=== Supplied material ===
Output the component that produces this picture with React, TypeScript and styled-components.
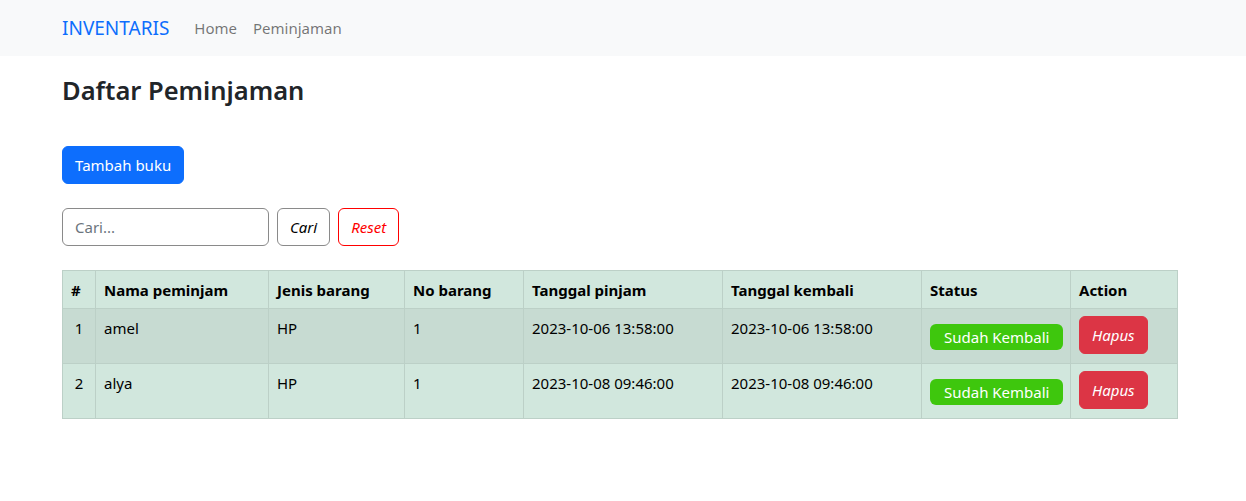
import styled, { createGlobalStyle } from "styled-components";

const GlobalStyle = createGlobalStyle`
  body {
    margin: 0;
    font-family: "Segoe UI", "Noto Sans", "Liberation Sans", sans-serif;
    font-size: 15px;
    line-height: 24px;
    color: #212529;
    background: #fff;
  }
  * { box-sizing: border-box; }
`;

const Navbar = styled.nav`
  height: 56px;
  background: #f8f9fa;
  display: flex;
  align-items: center;
  padding-left: 62px;
`;

const Brand = styled.a`
  font-size: 19px;
  color: #0d6efd;
  margin-right: 17px;
  text-decoration: none;
`;

const NavLink = styled.a`
  color: rgba(0, 0, 0, 0.55);
  padding: 0 8px;
  text-decoration: none;
  font-size: 15px;
`;

const Container = styled.main`
  width: 1116px;
  margin-left: 62px;
`;

const Title = styled.h2`
  margin: 17px 0 39px;
  font-size: 25.5px;
  font-weight: 600;
  line-height: 34px;
  color: #212529;
`;

const Button = styled.button<{ $variant: "primary" | "outline" | "reset" | "danger" }>`
  font-family: inherit;
  font-size: 15px;
  line-height: 24px;
  height: 38px;
  padding: 6px 12px;
  border-radius: 6px;
  cursor: pointer;
  white-space: nowrap;
  border: 1px solid
    ${(p) =>
      p.$variant === "primary"
        ? "#0d6efd"
        : p.$variant === "danger"
        ? "#dc3545"
        : p.$variant === "reset"
        ? "#ff0000"
        : "#8a8a8a"};
  background: ${(p) =>
    p.$variant === "primary" ? "#0d6efd" : p.$variant === "danger" ? "#dc3545" : "#fff"};
  color: ${(p) =>
    p.$variant === "primary" || p.$variant === "danger"
      ? "#fff"
      : p.$variant === "reset"
      ? "#ff0000"
      : "#000"};
  font-style: ${(p) => (p.$variant === "primary" ? "normal" : "italic")};
`;

const SearchForm = styled.form`
  display: flex;
  gap: 8px;
  margin: 24px 0;
`;

const SearchInput = styled.input`
  width: 207px;
  height: 38px;
  padding: 6px 12px;
  font-family: inherit;
  font-size: 15px;
  border: 1px solid #8a8a8a;
  border-radius: 6px;
  color: #212529;
  &::placeholder {
    color: #6c757d;
  }
`;

const Table = styled.table`
  width: 1115px;
  table-layout: fixed;
  border-collapse: collapse;
  background: #d1e7dd;
  color: #000;
`;

const Row = styled.tr<{ $striped?: boolean }>`
  background: ${(p) => (p.$striped ? "#c7dbd2" : "transparent")};
`;

const Th = styled.th`
  text-align: left;
  font-weight: 700;
  padding: 7px 8px 6px;
  border: 1px solid #bcd0c7;
  vertical-align: top;
  white-space: nowrap;
`;

const Td = styled.td<{ $center?: boolean }>`
  padding: 7px 8px;
  border: 1px solid #bcd0c7;
  vertical-align: top;
  height: 55px;
  text-align: ${(p) => (p.$center ? "center" : "left")};
`;

const Badge = styled.span`
  display: inline-block;
  margin-top: 8px;
  height: 26px;
  line-height: 26px;
  padding: 0 14px;
  border-radius: 6px;
  background: #3ec70d;
  color: #fff;
  font-size: 15px;
  white-space: nowrap;
`;

const widths = [33, 173, 136, 119, 199, 199, 149, 107];
const headers = [
  "#",
  "Nama peminjam",
  "Jenis barang",
  "No barang",
  "Tanggal pinjam",
  "Tanggal kembali",
  "Status",
  "Action",
];

const rows = [
  { no: 1, nama: "amel", jenis: "HP", barang: "1", pinjam: "2023-10-06 13:58:00", kembali: "2023-10-06 13:58:00" },
  { no: 2, nama: "alya", jenis: "HP", barang: "1", pinjam: "2023-10-08 09:46:00", kembali: "2023-10-08 09:46:00" },
];

export default function App() {
  return (
    <>
      <GlobalStyle />
      <Navbar>
        <Brand href="#">INVENTARIS</Brand>
        <NavLink href="#">Home</NavLink>
        <NavLink href="#">Peminjaman</NavLink>
      </Navbar>
      <Container>
        <Title>Daftar Peminjaman</Title>
        <Button $variant="primary">Tambah buku</Button>
        <SearchForm onSubmit={(e) => e.preventDefault()}>
          <SearchInput placeholder="Cari..." />
          <Button $variant="outline">Cari</Button>
          <Button $variant="reset" type="button">Reset</Button>
        </SearchForm>
        <Table>
          <colgroup>
            {widths.map((w, i) => (
              <col key={i} style={{ width: w }} />
            ))}
          </colgroup>
          <thead>
            <tr>
              {headers.map((h) => (
                <Th key={h}>{h}</Th>
              ))}
            </tr>
          </thead>
          <tbody>
            {rows.map((r, i) => (
              <Row key={r.no} $striped={i % 2 === 0}>
                <Td $center>{r.no}</Td>
                <Td>{r.nama}</Td>
                <Td>{r.jenis}</Td>
                <Td>{r.barang}</Td>
                <Td>{r.pinjam}</Td>
                <Td>{r.kembali}</Td>
                <Td>
                  <Badge>Sudah Kembali</Badge>
                </Td>
                <Td>
                  <Button $variant="danger">Hapus</Button>
                </Td>
              </Row>
            ))}
          </tbody>
        </Table>
      </Container>
    </>
  );
}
===
» Given task:
Show all lines from the listing above in which "components" appears.

» Expected output:
Output the component that produces this picture with React, TypeScript and styled-components.
import styled, { createGlobalStyle } from "styled-components";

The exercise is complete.